Both second-level teachers’ unions are opposed to members assessing their own students for State exams on the basis that assessment should be “objective and equitable”.

According to records released under the Freedom of Information Act, the delivery board warned the Department of Education that discussions on assessment were likely to be “even more challenging than could have been originally envisaged” and it would likely be “very difficult” to finalise guidance for school-based assessment in time with planned timelines.

The delivery board added that many in the education sector were “anxious for significant reform” and fearful of “delays that would ‘condemn’ several cohorts of Leaving Certificate students to what they regard as the current unsatisfactory arrangements”.

On foot of this, it said, two scenarios could be considered by the department.

One involved external marking of students’ project work by the State Examinations Commission instead of teachers, at least initially.

This, it said, would allow discussion on “more innovative assessment arrangements and school-based assessment” to progress in parallel.

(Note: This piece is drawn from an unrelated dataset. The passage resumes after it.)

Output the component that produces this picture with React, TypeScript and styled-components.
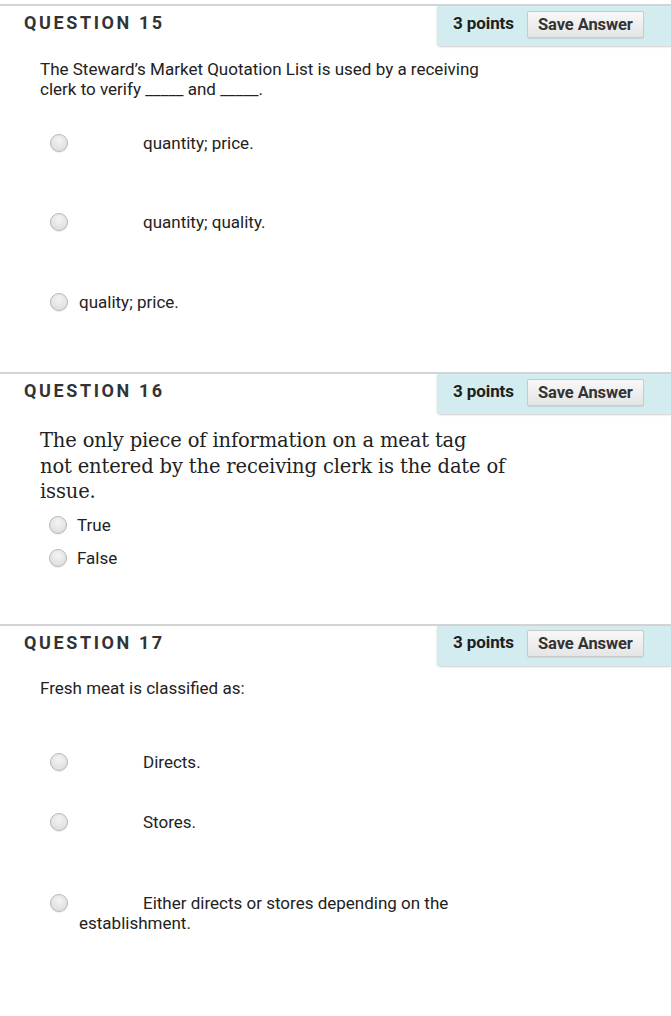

While this would keep reform plans on track and help spread the assessment load on students, it added: “It must be accepted, however, that the specific element of teachers’ direct involvement in assessment for certification purposes would not go ahead initially, and that the additional components could not be as flexible or as comprehensive as originally envisaged.”

An alternative scenario, the board advised, was to postpone reforms until discussion on school or teacher-based assessment issues were concluded.

It said this could create the required space and time for all of the “intricacies and challenges” of using teacher-based assessment as part of the Leaving Cert to be ironed out.

However, it added: “At best, in our view, this would... imply postponing the implementation of changes to teaching and learning in schools to 2026 or 2027 at the earliest and would mean that already out-of-date curricula would grow even more out of line with students’ learning needs.”

The board warned that this option would risk losing the momentum for changes and would likely be heavily criticised by all stakeholders.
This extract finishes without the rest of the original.